Daarnaast zijn er anderen die niet bereid zijn hun leven te riskeren voor de bezetting en de kolonisatie, maar daarom geen pro-Palestijnse motieven hebben. Een aantal van hen meent dat hun land een vreedzame onderhandelde manier moet vinden om een staat voor Joden alleen mogelijk te maken.

Op 2 september hebben een honderdtal reservisten op een persconferentie verklaard dat ze weigeren deel te nemen aan de definitieve bezetting van Gaza-stad. Dit is volgens hen een illegaal bevel, dat komt van een “messianistische regering zonder legitimiteit”. “Zijn enige doel is politieke overleving.”

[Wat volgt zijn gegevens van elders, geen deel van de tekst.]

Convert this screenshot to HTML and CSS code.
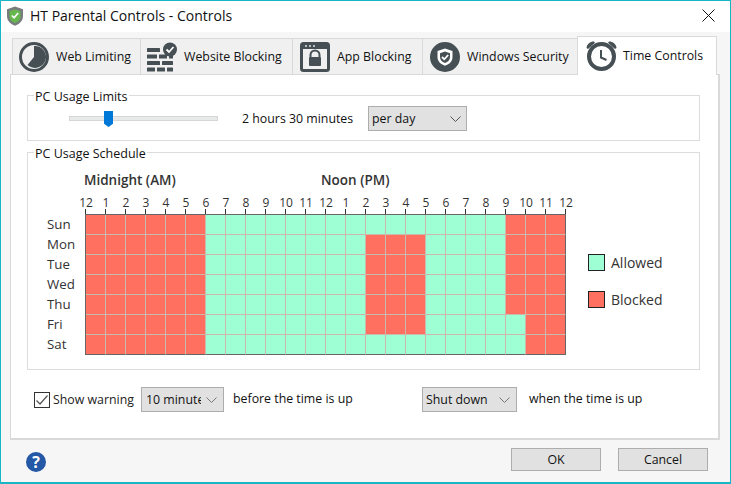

Israëlische vredesorganisaties

Er zijn verschillende organisaties in Israël actief, die onder meer dienstweigeraars helpen en ondersteunen. Ook bij hen is de motivatie voor hun acties zeer verscheiden. Zo is er het Refuser Solidarity Network. Dit is een Joods-Israëlische organisatie die ijvert voor internationale ondersteuning van jonge Israëli’s die weigeren hun wettelijk verplichte legerdienst te vervullen. Het netwerk werd opgericht in 2003 en steunt naast dienstweigeraars ook activisten tegen de bezetting van Palestina.

Het netwerk verzamelt fondsen voor de organisatie van betogingen aan de gevangenissen, voor de kosten van advocaten en voor mediacampagnes. Naast het netwerk zijn nog meerdere andere organisaties in Israël actief in het verzet tegen het regime van apartheid, bezetting en kolonisering.

Beeld: Refuser Solidarity Network

B’tselem dat ‘evenbeeld’ betekent bijvoorbeeld inventariseert schendingen van de Palestijnse mensenrechten in de bezette gebieden. Breaking the Silence zijn voormalige soldaten die getuigenissen verzamelen van soldaten over hun mishandelingen van de Palestijnse bevolking. En Peace Now is de oudste vredesbeweging in Israël en volgt de uitbreiding van de koloniale nederzettingen in de bezette gebieden.

Yesh Din (betekent: ‘er is een wet’) focust dan weer op landonteigeningen en misdaden van kolonisten, Machsom Watch (dat staat voor ‘checkpoint watch’) zijn Joods-Israëlische vrouwen die de dagelijkse mishandelingen van Palestijnen aan de checkpoints monitoren, en Combatants for Peace brengt Palestijnen en Israëli’s samen voor geweldloze acties.

Tot slot steunt Gisha (‘toegang en attitude’ in het Nederlands) Palestijnen die willen reizen tussen Gaza en de Westelijke Jordaanoever. En Rabbis for Human Rights  zetten juist Joodse theologische argumenten in voor de verdediging van Palestijnse mensenrechten. Het bestaan en werk van deze organisaties tonen dat er, ook binnen Israël, een hardnekkige en moedige tegenstem klinkt tegen oorlog, bezetting en apartheid.